Aug 23, 2013

Second Radio Interview: Thomas Aquinas and Natural Law

Invited back to Theology Matters with the Pellews -- the idea being that I might start doing more or less regular guest spots focused on key Christian (and also atheist) thinkers of the past -- I proposed that my discussion this time focus on Thomas Aquinas and his conception of Natural Law.  Not just Natural Law by itself, in isolation, though, but understood in conjunction with several other key conceptions of laws in Thomas' thought, namely, Eternal Law, Divine Law, and Human Law.

The original date had to be shifted from early August to later on in the month, due to some computer issues on the end of the show, which prefigured a few technical difficulties that occurred during the second portion of the actual show.  Overall though, it seems -- going by listener responses -- to have been a good show.  Given my somewhat perfectionist tendencies, the fact that I was one of the speakers, and the sort of "professional blinders" that being an expert in the field inevitably brings, I'm not a good judge of these sorts of matters -- how well the presentation, the dialogue, the interaction actually illuminated Thomas thought for the non-philosopher listening in.

If you'd like to listen to -- or download -- the full podcast of the show, you can do so by clicking here.

You might wonder what Natural Law would have to do with Christian apologetics -- which is the main focus of that show, and I would guess the main interest of its listening audience -- and there's a good answer for that.  One of the fronts on which atheists like to press Christians is their conception of morality -- quite often trying to skewer them on the horns of a dilemma.  Either their moral conceptions are coming to them from some revealed source -- which the atheist then gets to reject as purely subjective, requiring an irrational religious commitment, etc. Or, the moral conceptions have to be entirely divorced from religion, and will generally not include all of the sorts of requirements or values that religiously-based moralities will.

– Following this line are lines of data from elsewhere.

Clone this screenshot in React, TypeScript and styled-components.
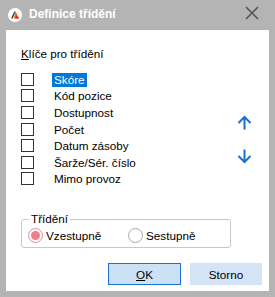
import React from "react";
import styled, { createGlobalStyle } from "styled-components";

const Global = createGlobalStyle`
  html, body { margin: 0; padding: 0; }
  body { background: #b4b4b4; font-family: "Liberation Sans", Arial, sans-serif; font-size: 11.7px; color: #000; }
`;

const Window = styled.div`
  width: 275px;
  height: 297px;
  background: #b4b4b4;
  display: flex;
  flex-direction: column;
  box-sizing: border-box;
`;

const TitleBar = styled.div`
  height: 30px;
  display: flex;
  align-items: center;
  padding: 1px 0 0 8px;
  box-sizing: border-box;
`;

const TitleText = styled.span`
  margin-left: 7px;
  color: #fff;
  font-weight: bold;
  font-size: 12px;
  flex: 1;
  margin-top: -2px;
`;

const CloseBtn = styled.div`
  width: 28px;
  display: flex;
  justify-content: center;
  margin: -4px 9px 0 0;
`;

const Panel = styled.div`
  flex: 1;
  margin: 0 6px 6px 6px;
  background: #fff;
  display: flex;
  flex-direction: column;
  padding: 17px 7px 6px 15px;
  box-sizing: border-box;
`;

const Label = styled.div`
  line-height: 14px;
  height: 14px;
`;

const U = styled.span`
  text-decoration: underline;
`;

const ListArea = styled.div`
  display: flex;
  margin-top: 12px;
`;

const List = styled.div`
  flex: 1;
  display: flex;
  flex-direction: column;
`;

const Row = styled.div`
  height: 16.6px;
  display: flex;
  align-items: flex-start;
`;

const Check = styled.div`
  width: 13px;
  height: 13px;
  box-sizing: border-box;
  border: 1px solid #333;
  background: #fff;
`;

const ItemText = styled.span<{ $selected?: boolean }>`
  margin-left: 18px;
  padding: 0 2px;
  line-height: 14px;
  height: 14px;
  background: ${(p) => (p.$selected ? "#0078d7" : "transparent")};
  color: ${(p) => (p.$selected ? "#fff" : "#000")};
`;

const Arrows = styled.div`
  width: 28px;
  display: flex;
  flex-direction: column;
  align-items: center;
  padding-top: 42px;
  gap: 19px;
  margin-right: 4px;
`;

const Group = styled.fieldset`
  margin: 23px 0 0 0;
  width: 210px;
  box-sizing: border-box;
  border: 1px solid #c8c8c8;
  border-radius: 3px;
  padding: 1px 6px 4px 6px;
  display: flex;
  min-inline-size: auto;
`;

const Legend = styled.legend`
  padding: 0 2px;
  margin-left: 1px;
  line-height: 14px;
`;

const RadioRow = styled.div`
  display: flex;
  align-items: center;
  height: 16px;
`;

const RadioItem = styled.label<{ $w?: number }>`
  display: flex;
  align-items: center;
  width: ${(p) => (p.$w ? `${p.$w}px` : "auto")};
`;

const RadioCircle = styled.span<{ $checked?: boolean }>`
  width: 15px;
  height: 15px;
  box-sizing: border-box;
  border-radius: 50%;
  border: 1px solid ${(p) => (p.$checked ? "#e88894" : "#a8a8a8")};
  display: flex;
  align-items: center;
  justify-content: center;
  background: #fff;
  &::after {
    content: "";
    width: 9px;
    height: 9px;
    border-radius: 50%;
    background: ${(p) => (p.$checked ? "#ef7f8d" : "transparent")};
  }
`;

const RadioText = styled.span`
  margin-left: 3px;
`;

const Buttons = styled.div`
  margin-top: 15px;
  display: flex;
  justify-content: flex-end;
  gap: 9px;
`;

const Button = styled.div<{ $primary?: boolean }>`
  width: ${(p) => (p.$primary ? 73 : 72)}px;
  height: 22px;
  box-sizing: border-box;
  display: flex;
  align-items: center;
  justify-content: center;
  background: ${(p) => (p.$primary ? "#cce0f6" : "#d4e4f6")};
  border: 1px solid ${(p) => (p.$primary ? "#1a72d6" : "#d4e4f6")};
`;

const items = [
  "Skóre",
  "Kód pozice",
  "Dostupnost",
  "Počet",
  "Datum zásoby",
  "Šarže/Sér. číslo",
  "Mimo provoz",
];

const AppIcon = () => (
  <svg width="14" height="14" viewBox="0 0 14 14">
    <circle cx="7" cy="7" r="7" fill="#fff" />
    <path d="M3 10.5 L6.3 3.5 L7.6 3.5 L4.6 10.5 Z" fill="#3a3a3a" />
    <path d="M7.6 3.5 L11.2 10.5 L5.6 10.5 Z" fill="#f06a1e" />
    <path d="M8.6 7.2 L11.2 10.5 L7.4 10.5 Z" fill="#e52b2b" />
  </svg>
);

const CloseIcon = () => (
  <svg width="14" height="14" viewBox="0 0 14 14">
    <path d="M1 1 L13 13 M13 1 L1 13" stroke="#555" strokeWidth="1.6" fill="none" />
  </svg>
);

const UpArrow = () => (
  <svg width="15" height="15" viewBox="0 0 15 15">
    <path d="M7.5 14.5 V2 M1.5 8 L7.5 2 L13.5 8" stroke="#1b6fd3" strokeWidth="2" fill="none" />
  </svg>
);

const DownArrow = () => (
  <svg width="15" height="15" viewBox="0 0 15 15">
    <path d="M7.5 0.5 V13 M1.5 7 L7.5 13 L13.5 7" stroke="#1b6fd3" strokeWidth="2" fill="none" />
  </svg>
);

export default function App() {
  return (
    <>
      <Global />
      <Window>
        <TitleBar>
          <AppIcon />
          <TitleText>Definice třídění</TitleText>
          <CloseBtn>
            <CloseIcon />
          </CloseBtn>
        </TitleBar>
        <Panel>
          <Label>
            <U>K</U>líče pro třídění
          </Label>
          <ListArea>
            <List>
              {items.map((t, i) => (
                <Row key={t}>
                  <Check />
                  <ItemText $selected={i === 0}>{t}</ItemText>
                </Row>
              ))}
            </List>
            <Arrows>
              <UpArrow />
              <DownArrow />
            </Arrows>
          </ListArea>
          <Group>
            <Legend>Třídění</Legend>
            <RadioRow>
              <RadioItem $w={100}>
                <RadioCircle $checked />
                <RadioText>Vzestupně</RadioText>
              </RadioItem>
              <RadioItem>
                <RadioCircle />
                <RadioText>Sestupně</RadioText>
              </RadioItem>
            </RadioRow>
          </Group>
          <Buttons>
            <Button $primary>
              <U>O</U>K
            </Button>
            <Button>Storno</Button>
          </Buttons>
        </Panel>
      </Window>
    </>
  );
}
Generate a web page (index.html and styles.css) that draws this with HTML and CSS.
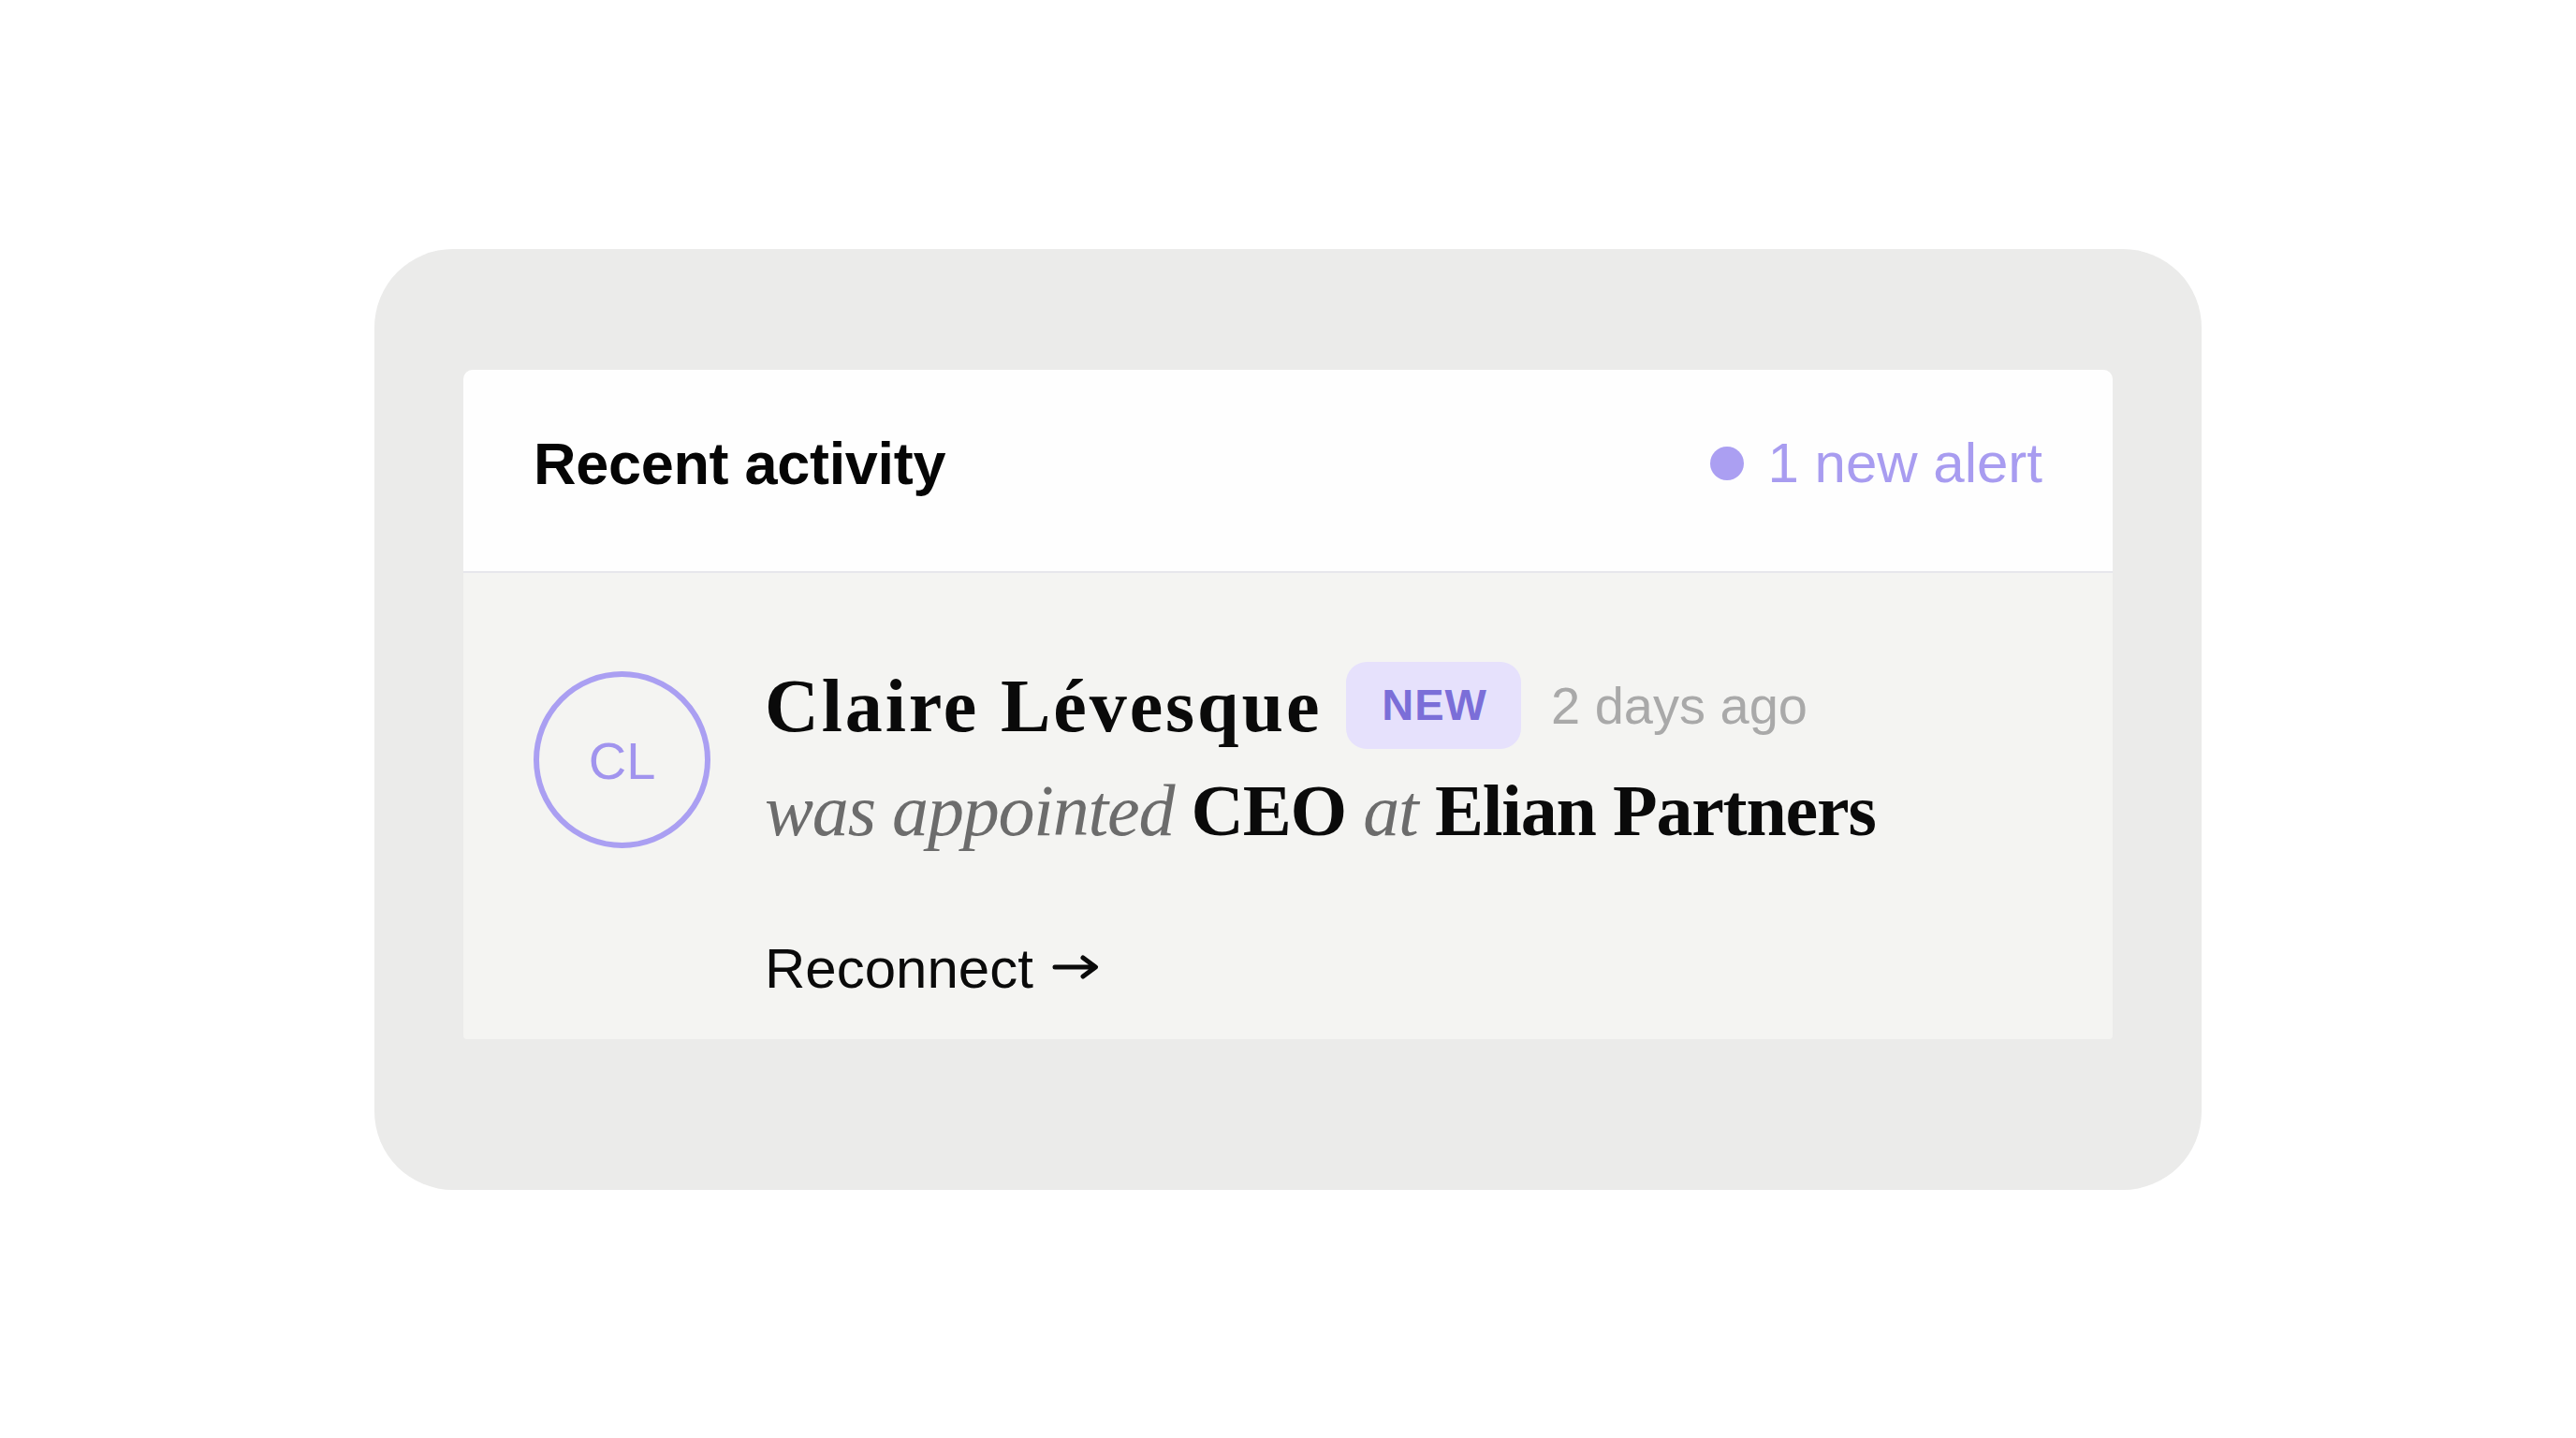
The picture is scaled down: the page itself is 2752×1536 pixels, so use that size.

Natural Law moral theory, at least in principle -- since there are plenty of people who would reject some of its bases or starting points (obstinately or naively, in my view) -- offers a coherent moral perspective that can be shared, debated about, worked out further by believers and unbelievers alike.  They do need to be rational and they do need to have and be able to understand basic human inclinations -- so those who would follow or interpret Natural Law do need to make use of our common human nature and inheritance. . .  and it can be, Thomas Aquinas reminds us, obscured, rendered inoperative in some people, due to the deforming influences of vices, particularly bad cultures, and the effects of the passions.

One of the most memorable portions of the show -- which you can hear on the podcast -- for me, was an atheist caller of the sort where, as soon as you hear their forced tone of urbanity, you know that there's some real worked up emotions just barely held in check, and that all of the old anti-religious anodynes are about to come out.  I'll just say these three things about it:

I made sure to put into practice a kind of severe self-restraint and reserve on my own end -- there were earlier stages when I would have leapt into the fray, much more motivated by the chance to draw argumentative blood, to score sanguinary points, than to really defend the values or principles I was ostensibly serving.

On the caller's end -- as I pointed out -- each time he came to the table, it was in a sort of bad faith pretending to complete objectivity, even to be "scientific."  There are ways to defining terms in an argument which prejudice the matter under consideration from the very start, and I made sure to point that out to him.

I suppose when it comes down to it, I'm not one anymore to engage in debates or apologetics.  I often feel bad about that, since it lends the impression that I'm setting aside a duty to explain and defend my reasons for belief, to argue for the reasonableness of Christian faith, even just to clarify what is actually believed, taught, practiced. . .  But, on the other hand, that sort of easily impassioned argument is not something generally productive -- and for me in particular, tends to bring out worse parts of myself that I've tried, without all that much success, to erode or transform.